The panelists for the debate included Seabe, South African Human Rights Commission head of advocacy and communications Gail Smith; political economist Lebohang Pheko; and actor, writer and performance poet, Lebo Mashile.

Kenyan poet, playwright, theatre artist, and political activist Shaijila Patel joined the discussion from Kenya via a telephonic conversation.

The panelists each shared their personal memories of Madikizela-Mandela.

“My prevailing memory of her is that she was at a lot of funerals in Orlando, she was like uGogo like the rest of the grannies in Soweto and I knew her firstly as that,” Mbete said.

Madikizela-Mandela’s wisdom was also remembered.

“My grandmother used to tailor some of Mama’s clothes, and the last conversation I had with her I told her that I want to be just like her, and she looked at me in a funny way and said why do I want to be like her? I should surpass her,” Seabe said.

Smith paid homage to her revolutionary spirit, and her role in the struggle: “They were not planning for a woman…They were not planning for a black woman from the Eastern Cape to challenge the apartheid government, and the leadership of the ANC and patriarchy.”

There was also the way she was able to make people feel.

“I loved her unconditionally … I feel betrayed by my leaders … I feel betrayed by my country … I feel betrayed by black men; Mama gave me a sense of place as an immigrant child. She also gave my struggle a sense of place and my mother’s feminisms a sense of place,” said Mashile.

The panelists also took time to reflect on specific media reports and tributes to Madikizela-Mandela. City Press’ editor-in-chief, Mondli Makhanya, came under fire for his column.

In it, he told “the story of the coarse Madikizela-Mandela”.

Read: We must not want to be Winnie

Reacting to the article, Seabe believed that “Mondli is basically saying how Mama dare breathe without approval from the ANC leadership.”
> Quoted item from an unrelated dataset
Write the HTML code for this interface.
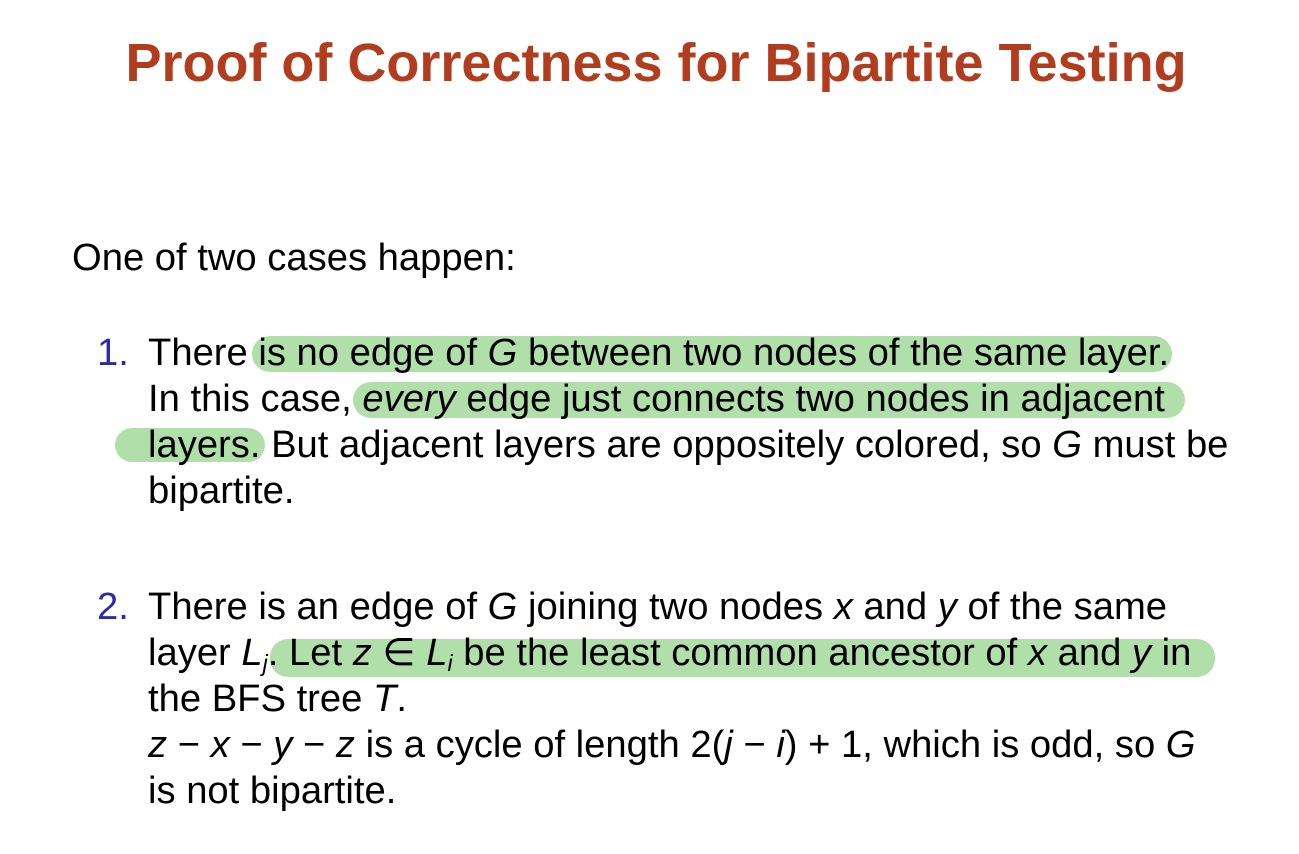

“He [Mondli Makhanya] continues to do the work of white hetro patriarchy. His misogyny must be called out,” Smith said.

Pheko referred to black men doing “the bidding of white imperialist power”, and Mashile said: “We elect rapists, philanders and wife beaters but Winnie’s sexuality is one she must be shamed for, how? In what universe does this work.’’

Pheko reminded listeners and audience members that “we need to remember people exactly as they are – Mama was Flawsomeness [with flaws but awesome]”.

She added that there were many unknown Winnie Madikizela-Mandelas across the globe and many are omitted from many liberation narratives.

‘We should avoid mono-memory. There are many Winnies who are unknown but have been a subject of patriarchy, racism and oppression.”

Patel joined the conversation close to the end.

“We have been denied the leadership of this Winnie. I can only imagine how this continent would’ve been with her leadership,” Patel said.

She added that, “We need to reclaim the liberation narrative of women across the continent”.

In closing the panelists along with audience members agreed on the importance of preserving Mama’s legacy with a suggestion from an audience member to open a museum in memory of mama and to display her clothes, which too were a political statement.

More activity is expected to come in honour of her legacy including a #WeAreNomzamo memorial by a group of black feminists at Morris Isaacson school in Soweto on Saturday from 1pm to 5pm.

“Nomzamo gave us a home in South African politics. If she is possible then I am possible too. If she can exist then I can exist. Mama Nomzamo gave us that”, Mashile said.